その中に下鴨・上賀茂神社の由緒を説明した伝説が記されています。

要約すると、こんな話です。


「ある日、玉依姫が川で丹塗り矢を拾って家に持ち帰ったところ、姫は妊娠した。生まれた男の子は成長して、上賀茂神社の祭神「賀茂別雷命」になった。」

まぁこんな話です。この話を読んで残る疑問がありました。それは、賀茂別雷命の父親は一体誰なのかというものです。

丹塗り矢を持ち帰って妊娠したということは、丹塗り矢が父親なのは間違いないのですが、その矢に化けている神様が分からないのです。

『山城国風土記』では「乙訓の群の社に坐せる火雷命」が父親だと一応は記していますが、どうもこの文章は後になって書かれた可能性があるらしく、疑問を解くことはできません。

<参考>賀茂御祖神社(下鴨神社)http://ameblo.jp/martin42mec/


さらに文献を漁って父親捜しをしていたところ

「知っておきたい日本の神話」(瓜生中 角川ソフィア)の上賀茂神社の説明の箇所にこんな文章を見つけました。


「比叡山の麓に鎮座する日吉大社(滋賀県)の伝説によると、ワケイカズチの父親は日吉大社の祭神である大山咋神(以下、オオヤマクイという)であると伝えられている。」(p206)

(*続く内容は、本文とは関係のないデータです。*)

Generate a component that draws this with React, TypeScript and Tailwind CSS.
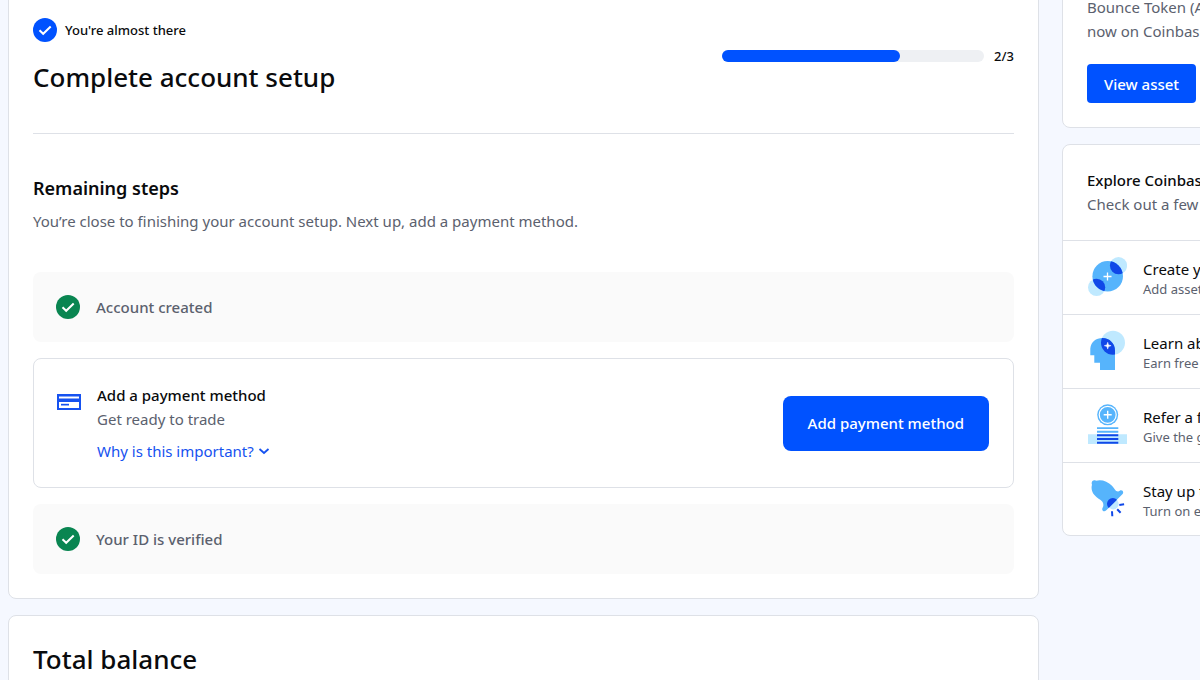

よしおのブログ-大山咋3 つまり、上賀茂神社の祭神「賀茂別雷命」の父親は日吉大社の大山咋神だというのです。

そしてそこから考えると、賀茂別雷命の母親と大山咋神の妻は同一人物になります。

日吉大社にも祀られている「鴨玉依姫」は大山咋神の妻であり、賀茂別雷命の母親なので「鴨」の文字が入っていると考えられるのです。


他の神社との関係性も神社の面白いところですよね。



日吉大社の神使は「猿」です。山王鳥居の先に猿小屋があって飼われていました。参拝のときは見てみてください。


全国の日吉、日枝、山王神社の総本宮の日吉大社。

神社にしては珍しく料金かかります。※参拝だけでも料金かかります。

大人一人300円で、小人150円。維持費だそうです。